Pero donde menos se esperaba salió a flote esta impreparación general: en  el actual gobierno. No logra llenar los puestos directivos del Estado con personas idóneas. Parecería que muchos expertos en los temas públicos no simpatizan con el Pacto Histórico y su utopía estatizadora. De ahí que se intente allanar el camino modificando los manuales de funciones con el objeto de reducir los requisitos para cubrir vacantes en altos cargos, en Comités Reguladores y Juntas Directivas de entidades públicas o semipúblicas.
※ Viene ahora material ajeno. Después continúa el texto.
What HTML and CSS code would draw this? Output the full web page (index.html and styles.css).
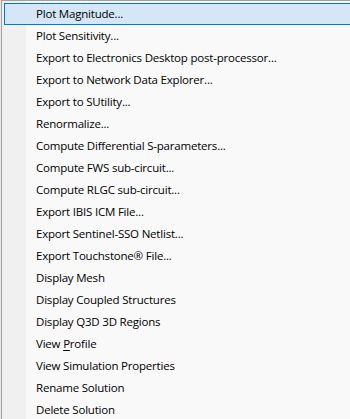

O imponiendo personas sin experiencia, conocimientos y habilidades de gerencia pública.

Del presidente y la vicepresidente, muchos tienen la impresión de que sus competencias son buenas en otros campos. Tal vez en el Congreso, en la agitación social, en la oposición sistemática. Han tenido dificultades en el paso de la palabra a la acción, de las ideas a la gestión. De la confrontación a la construcción de alianzas virtuosas con quienes piensan diferente. Ambos se quejan de que no los dejan gobernar, de la lentitud del Estado para actuar, de las normas y procesos institucionales. Se querellan con los contra pesos  (Congreso, Justicia, medios de comunicación, organizaciones civiles) y con los ciudadanos opuestos a sus proyectos. Denuncian a las élites porque frenan sus planes redentores. Olvidan algo elemental: los ciudadanos eligen gobernantes para que solucionen los problemas y no para que busquen culpables en el pasado. Seguramente han llegado a una conclusión evidente: no es tan fácil gobernar.
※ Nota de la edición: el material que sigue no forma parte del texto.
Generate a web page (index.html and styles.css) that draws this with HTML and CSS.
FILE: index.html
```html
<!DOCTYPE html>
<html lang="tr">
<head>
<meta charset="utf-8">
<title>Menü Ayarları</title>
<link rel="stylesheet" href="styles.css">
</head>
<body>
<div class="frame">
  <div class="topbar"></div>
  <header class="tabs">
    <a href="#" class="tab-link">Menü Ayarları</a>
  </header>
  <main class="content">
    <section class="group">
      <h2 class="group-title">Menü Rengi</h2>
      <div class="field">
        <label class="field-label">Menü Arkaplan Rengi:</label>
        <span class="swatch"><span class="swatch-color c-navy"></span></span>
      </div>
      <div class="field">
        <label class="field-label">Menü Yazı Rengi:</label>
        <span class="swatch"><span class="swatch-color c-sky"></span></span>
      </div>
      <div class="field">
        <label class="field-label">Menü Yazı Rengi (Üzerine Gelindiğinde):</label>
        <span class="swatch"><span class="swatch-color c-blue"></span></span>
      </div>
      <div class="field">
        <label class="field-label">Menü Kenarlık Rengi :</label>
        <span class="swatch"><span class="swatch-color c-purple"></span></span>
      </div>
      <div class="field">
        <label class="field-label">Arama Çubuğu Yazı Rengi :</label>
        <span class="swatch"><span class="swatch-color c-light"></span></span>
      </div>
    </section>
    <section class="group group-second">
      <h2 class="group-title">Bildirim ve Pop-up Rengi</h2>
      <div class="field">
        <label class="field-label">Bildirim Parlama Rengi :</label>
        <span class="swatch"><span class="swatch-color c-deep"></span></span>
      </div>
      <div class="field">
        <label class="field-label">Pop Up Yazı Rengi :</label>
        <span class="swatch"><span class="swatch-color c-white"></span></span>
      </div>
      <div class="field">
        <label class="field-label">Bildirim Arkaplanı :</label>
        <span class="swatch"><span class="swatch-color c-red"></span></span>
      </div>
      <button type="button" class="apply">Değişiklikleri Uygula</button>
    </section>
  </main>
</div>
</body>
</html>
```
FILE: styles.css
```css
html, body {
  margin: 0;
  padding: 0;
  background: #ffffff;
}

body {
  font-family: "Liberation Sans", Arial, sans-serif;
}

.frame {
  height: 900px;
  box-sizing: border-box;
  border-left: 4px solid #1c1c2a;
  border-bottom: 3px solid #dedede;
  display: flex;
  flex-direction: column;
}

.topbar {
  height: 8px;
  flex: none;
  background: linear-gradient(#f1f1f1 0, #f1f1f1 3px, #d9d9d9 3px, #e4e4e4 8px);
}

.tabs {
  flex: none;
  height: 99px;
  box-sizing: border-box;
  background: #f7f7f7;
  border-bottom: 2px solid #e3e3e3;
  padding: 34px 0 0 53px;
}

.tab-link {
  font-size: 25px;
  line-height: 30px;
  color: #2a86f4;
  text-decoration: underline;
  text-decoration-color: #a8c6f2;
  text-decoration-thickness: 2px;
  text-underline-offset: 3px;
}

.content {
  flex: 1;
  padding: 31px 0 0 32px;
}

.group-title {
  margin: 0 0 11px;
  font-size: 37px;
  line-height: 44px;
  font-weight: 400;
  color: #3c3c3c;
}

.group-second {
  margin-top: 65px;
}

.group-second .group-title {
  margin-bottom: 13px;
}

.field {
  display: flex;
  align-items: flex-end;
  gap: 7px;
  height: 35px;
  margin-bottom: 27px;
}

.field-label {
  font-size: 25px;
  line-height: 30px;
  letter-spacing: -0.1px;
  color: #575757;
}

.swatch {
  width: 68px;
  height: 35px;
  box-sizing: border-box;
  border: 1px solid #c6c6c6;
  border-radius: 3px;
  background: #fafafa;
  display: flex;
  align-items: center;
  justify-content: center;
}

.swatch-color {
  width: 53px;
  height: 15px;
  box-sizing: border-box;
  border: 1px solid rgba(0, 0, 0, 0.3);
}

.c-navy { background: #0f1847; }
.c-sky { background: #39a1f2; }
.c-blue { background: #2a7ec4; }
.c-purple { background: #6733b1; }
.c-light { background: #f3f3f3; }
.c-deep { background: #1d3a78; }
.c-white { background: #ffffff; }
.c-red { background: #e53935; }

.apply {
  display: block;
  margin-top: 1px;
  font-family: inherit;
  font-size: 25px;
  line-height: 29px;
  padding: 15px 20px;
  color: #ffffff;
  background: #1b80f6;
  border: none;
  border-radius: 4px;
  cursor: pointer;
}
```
Es un hecho que la izquierda no ha formado a lo largo de su historia suficientes cuadros preparados para conducir el Estado. Sufre escasez de centros de pensamiento estratégico encaminados a diseñar soluciones concretas a los problemas del país; ha preferido promover los centros de pensamiento ideológico donde  discuten eternamente los males del neoliberalismo, la maldad de los empresarios, la perversión de los medios de comunicación, con énfasis en «la victimización como sustituta de la acción». La dirigencia y los activistas de izquierda están sobradamente entrenados para llevar la contraria a cualquier plan propuesto por los otros lados del espectro político; pero tienen pocas ideas de cómo llevar a cabo los propios. Saben cómo se gastarían los impuestos de los contribuyentes pero subestiman la creación de riqueza.
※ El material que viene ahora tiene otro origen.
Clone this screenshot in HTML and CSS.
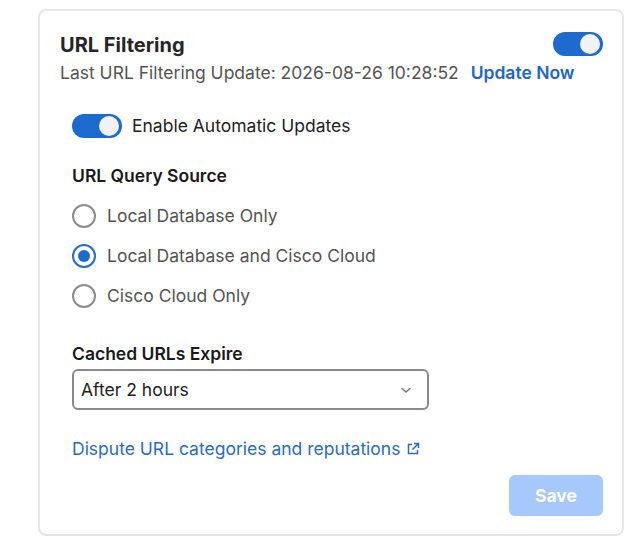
FILE: index.html
```html
<!DOCTYPE html>
<html>
<head>
    <meta charset="utf-8" />
    <title>URL Filtering</title>
    <link rel="stylesheet" href="styles.css">
</head>
<body>

<div class="card">

    <!-- header -->
    <div class="card-head">
        <div class="card-title">URL Filtering</div>
        <span class="toggle"><span class="knob"></span></span>
        <div class="card-sub">
            Last URL Filtering Update: 2026-08-26 10:28:52
            <a class="update-now" href="#">Update Now</a>
        </div>
    </div>

    <!-- body -->
    <div class="card-body">
        <div class="toggle-row">
            <span class="toggle"><span class="knob"></span></span>
            <span>Enable Automatic Updates</span>
        </div>

        <div class="label label-query">URL Query Source</div>
        <div class="radios">
            <div class="radio-row"><span class="radio"></span>Local Database Only</div>
            <div class="radio-row"><span class="radio radio-on"></span>Local Database and Cisco Cloud</div>
            <div class="radio-row"><span class="radio"></span>Cisco Cloud Only</div>
        </div>

        <div class="label label-cache">Cached URLs Expire</div>
        <div class="select">
            <span>After 2 hours</span>
            <svg width="14" height="14" viewBox="0 0 14 14"><path d="M3 5.5 L7 9 L11 5.5" fill="none" stroke="#7a7a7a" stroke-width="1.6" stroke-linecap="round" stroke-linejoin="round"/></svg>
        </div>

        <a class="dispute" href="#">Dispute URL categories and reputations
            <svg width="14" height="14" viewBox="0 0 14 14"><path d="M6 2.5 H2.5 V11.5 H11.5 V8" fill="none" stroke="#2a6bc4" stroke-width="1.5"/><path d="M8 1.5 H12.5 V6 M12.5 1.5 L6.5 7.5" fill="none" stroke="#2a6bc4" stroke-width="1.5"/></svg>
        </a>
    </div>

    <div class="card-foot">
        <a class="btn-save" href="#">Save</a>
    </div>
</div>

</body>
</html>
```

FILE: styles.css
```css
body{
    margin: 0; padding: 0;
    background: #fff;
    font-family: Inter, "Noto Sans", sans-serif;
    font-size: 17.5px; color: #222;
}
a{text-decoration: none;}

/* card */
.card{
    width: 586px;
    margin: 9px 0 0 38px;
    border: 2px solid #e6e6e6;
    border-radius: 8px;
    background: #fff;
    padding: 22px 19px 18px 20px;
    box-sizing: border-box;
}

/* header: title + toggle on one row, the update line spans below */
.card-head{
    display: grid;
    grid-template-columns: 1fr auto;
    align-items: start;
}
.card-title{
    font-size: 20px; line-height: 24px; font-weight: 700; color: #262626;
}
.card-sub{
    grid-column: 1 / -1;
    margin-top: 4px;
    line-height: 24px; color: #555;
    white-space: nowrap;
}
.update-now{
    margin-left: 7px;
    font-weight: 600; color: #2066c8;
}

/* toggle */
.toggle{
    width: 50px; height: 24px;
    border-radius: 12px;
    background: #1e6bd0;
    position: relative;
    display: inline-block;
    flex-shrink: 0;
}
.card-head .toggle{margin-top: -1px;}
.knob{
    position: absolute; top: 2px; right: 3px;
    width: 20px; height: 20px; border-radius: 50%;
    background: #f2f2f2;
}

.card-body{
    padding-left: 12px;
}
.toggle-row{
    margin-top: 29px;
    display: flex; align-items: center; gap: 10px;
    line-height: 24px; color: #222;
}

.label{
    font-weight: 600; line-height: 24px; color: #1a1a1a;
}
.label-query{margin-top: 26px;}
.label-cache{margin-top: 34px;}

/* radios */
.radios{
    margin-top: 16px;
    display: flex; flex-direction: column; gap: 16px;
}
.radio-row{
    display: flex; align-items: center; gap: 11px;
    line-height: 24px; color: #545454;
}
.radio{
    width: 24px; height: 24px; box-sizing: border-box;
    border: 2px solid #8c8c8c; border-radius: 50%;
    background: #fff;
    display: flex; align-items: center; justify-content: center;
}
.radio-on{border-color: #2a6bd0;}
.radio-on:after{
    content: ""; width: 12px; height: 12px; border-radius: 50%;
    background: #1e6bd0;
}

/* select */
.select{
    margin-top: 3px;
    width: 357px; height: 41px; box-sizing: border-box;
    border: 2px solid #8a8a8a; border-radius: 6px;
    display: flex; align-items: center; justify-content: space-between;
    padding: 0 14px 0 7px;
    color: #222;
}

.dispute{
    margin-top: 27px;
    display: inline-flex; align-items: center; gap: 6px;
    line-height: 24px; color: #2a6bc4;
}

.card-foot{
    margin-top: 14px;
    display: flex; justify-content: flex-end;
}
.btn-save{
    width: 94px; height: 41px; line-height: 41px;
    border-radius: 6px;
    background: #a6c8fb;
    color: #fff; font-weight: 700; text-align: center;
}
```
Y es una lástima. Se supone que la izquierda se distingue por su sensibilidad social, la búsqueda de la igualdad, la protección de los menos afortunados. Pero no basta con la actitud. Son necesarios los conocimientos y habilidades para dirigir el Estado y conseguir esos propósitos. Hasta ahora, la izquierda había disfrutado de la gabela de ser medida por sus intenciones y no por sus resultados. Con tan pobre gestión de este primer gobierno de izquierda, creo que eso cambiará.

* Estudio Internacional sobre Educación Cívica y Ciudadana (ICCS), realizado por la Asociación Internacional para la Evaluación del Logro Educativo (IEA).